221b Baker Street, London is the famous address of Sir Arthur Conan Doyle’s fictional Victorian detective, Sherlock Holmes, but of course the address itself is very much real. In fact, thanks to its iconic status due to the popularity of the famous stories, the building has been granted special protected status and remains immaculately maintained as a museum dedicated to Sherlock Holmes.
In-keeping with the mystery/detective theme, the museum devoted to the history of Jack the Ripper is also well worth a visit when you’re in London. It reveals a huge amount of detail about crime in 1880s London, and not only can you explore re-created Victorian crime scenes inside the museum, but you can also take a guided tour of the real-life locations from Traders’ Gate at Tower Hill.
The Cartoon Act Trust was founded with the intention of documenting and preserving the best cartoon art to come out of the UK, and after touring various exhibitions it finally found a permanent home in London just a decade ago. Now its various galleries contain memorabilia and richly detailed accounts of history from the past and present of British cartoons. For anyone interested in classic comic strips, political cartoons or even the work of Victorian cartoonists and earlier, this is an essential place to visit.

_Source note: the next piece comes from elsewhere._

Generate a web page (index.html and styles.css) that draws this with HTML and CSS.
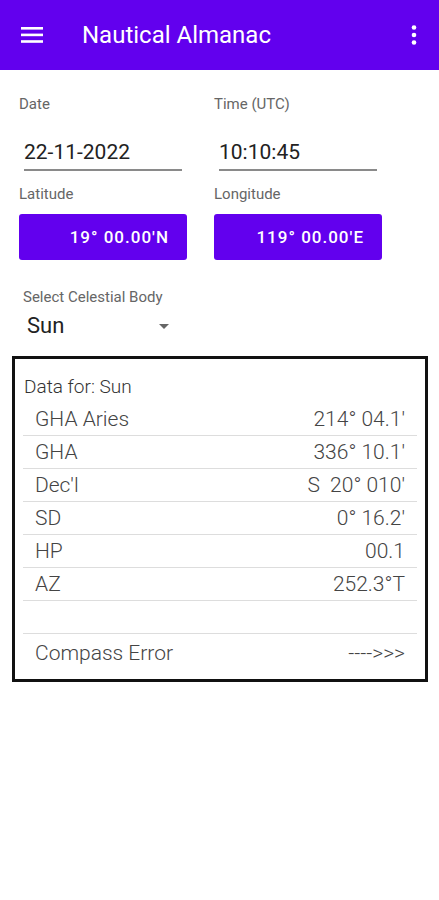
FILE: index.html
```html
<!DOCTYPE html>
<html lang="en">
<head>
  <meta charset="UTF-8" />
  <meta name="viewport" content="width=device-width, initial-scale=1" />
  <title>Nautical Almanac</title>
  <link rel="stylesheet" href="styles.css">
</head>
<body>
  <header class="appbar">
    <svg class="menu-icon" width="22" height="16" viewBox="0 0 22 16">
      <rect x="0" y="0" width="22" height="2.6" fill="#fff"/>
      <rect x="0" y="6.6" width="22" height="2.6" fill="#fff"/>
      <rect x="0" y="13.2" width="22" height="2.6" fill="#fff"/>
    </svg>
    <h1>Nautical Almanac</h1>
    <svg class="more-icon" width="6" height="20" viewBox="0 0 6 20">
      <circle cx="3" cy="2.5" r="2.3" fill="#fff"/>
      <circle cx="3" cy="10" r="2.3" fill="#fff"/>
      <circle cx="3" cy="17.5" r="2.3" fill="#fff"/>
    </svg>
  </header>

  <main>
    <div class="fields">
      <div class="field">
        <label>Date</label>
        <div class="input">22-11-2022</div>
      </div>
      <div class="field">
        <label>Time (UTC)</label>
        <div class="input">10:10:45</div>
      </div>
      <div class="field">
        <label>Latitude</label>
        <button class="coord">19° 00.00'N</button>
      </div>
      <div class="field">
        <label>Longitude</label>
        <button class="coord">119° 00.00'E</button>
      </div>
    </div>

    <div class="select">
      <label>Select Celestial Body</label>
      <div class="select-value">
        <span>Sun</span>
        <span class="arrow"></span>
      </div>
    </div>

    <section class="data-box">
      <h2>Data for: Sun</h2>
      <div class="row"><span>GHA Aries</span><span>214° 04.1'</span></div>
      <div class="row"><span>GHA</span><span>336° 10.1'</span></div>
      <div class="row"><span>Dec'l</span><span>S&nbsp;&nbsp;20° 010'</span></div>
      <div class="row"><span>SD</span><span>0° 16.2'</span></div>
      <div class="row"><span>HP</span><span>00.1</span></div>
      <div class="row"><span>AZ</span><span>252.3°T</span></div>
      <div class="row"></div>
      <div class="row last"><span>Compass Error</span><span>----&gt;&gt;&gt;</span></div>
    </section>
  </main>
</body>
</html>
```

FILE: styles.css
```css
body {
  font-family: Roboto, "Noto Sans", sans-serif;
  background: #fff;
  margin: 0;
  padding: 0;
}
.appbar {
  background: #6200ee;
  color: white;
  height: 70px;
  display: flex;
  align-items: center;
  padding: 0 22px 0 21px;
}
.menu-icon {
  flex: none;
}
.appbar h1 {
  flex: 1;
  margin: 0 0 0 39px;
  font-size: 24px;
  font-weight: 400;
}
.more-icon {
  flex: none;
}
main {
  padding: 0 11px 0 12px;
}
.fields {
  display: grid;
  grid-template-columns: 168px 168px;
  column-gap: 27px;
  padding: 25px 0 0 7px;
}
.field label {
  display: block;
  font-size: 15px;
  line-height: 18px;
  color: #666;
}
.field .input {
  margin: 27px 0 0 5px;
  padding-bottom: 5px;
  border-bottom: 2px solid #8a8a8a;
  font-size: 21px;
  line-height: 24px;
  color: #222;
  width: 158px;
}
.field:nth-child(3), .field:nth-child(4) {
  margin-top: 14px;
}
.field .coord {
  margin-top: 11px;
  width: 168px;
  height: 46px;
  background: #6200ee;
  color: white;
  border: none;
  border-radius: 3px;
  font-family: Roboto, sans-serif;
  font-size: 17px;
  font-weight: 500;
  letter-spacing: 1px;
  padding: 0 18px 0 0;
  text-align: right;
}
.select {
  margin: 28px 0 0 11px;
}
.select label {
  display: block;
  font-size: 15px;
  line-height: 18px;
  color: #666;
}
.select-value {
  display: flex;
  align-items: center;
  width: 142px;
  justify-content: space-between;
  padding-left: 4px;
  margin-top: 6px;
  font-size: 22px;
  line-height: 28px;
  color: #222;
}
.arrow {
  width: 0;
  height: 0;
  border-left: 5px solid transparent;
  border-right: 5px solid transparent;
  border-top: 5px solid #666;
}
.data-box {
  margin-top: 16px;
  border: 3px solid #111;
  padding: 0 8px 8px 8px;
}
.data-box h2 {
  margin: 16px 0 4px 1px;
  font-size: 19px;
  line-height: 24px;
  font-weight: 300;
  color: #333;
}
.row {
  display: flex;
  justify-content: space-between;
  align-items: center;
  height: 32px;
  padding: 0 12px;
  border-bottom: 1px solid #ddd;
  font-size: 21px;
  font-weight: 300;
  color: #444;
}
.row.last {
  height: 37px;
  border-bottom: none;
}
```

One of the strangest of London’s great selection of museums, this operating theatre (Europe’s oldest surviving example) is built inside the roof of a traditional English church in Southwark. This was actually the central point of St Thomas’ Hospital in the 1800s so in a sense this was perfectly logical, but now we are left with a remarkably unusual piece of history which has fortunately been preserved as a museum for over 50 years. The majority of the surgery that took place here was done before the advent of anaesthetics, which makes for a frightening thought as you look around this fascinating location.
This quirky museum is home to a vast collection of magicians’ memorabilia from across the ages. It is one small part of the Magic Circle Venue, which includes the famous theatre where all the great 20th century magicians performed and served as the location for meetings of the Magic Circle society since its foundation in 1905. Now the venue is available to hire for events, but the museum itself is worth a visit for anyone with an interest in the magic arts.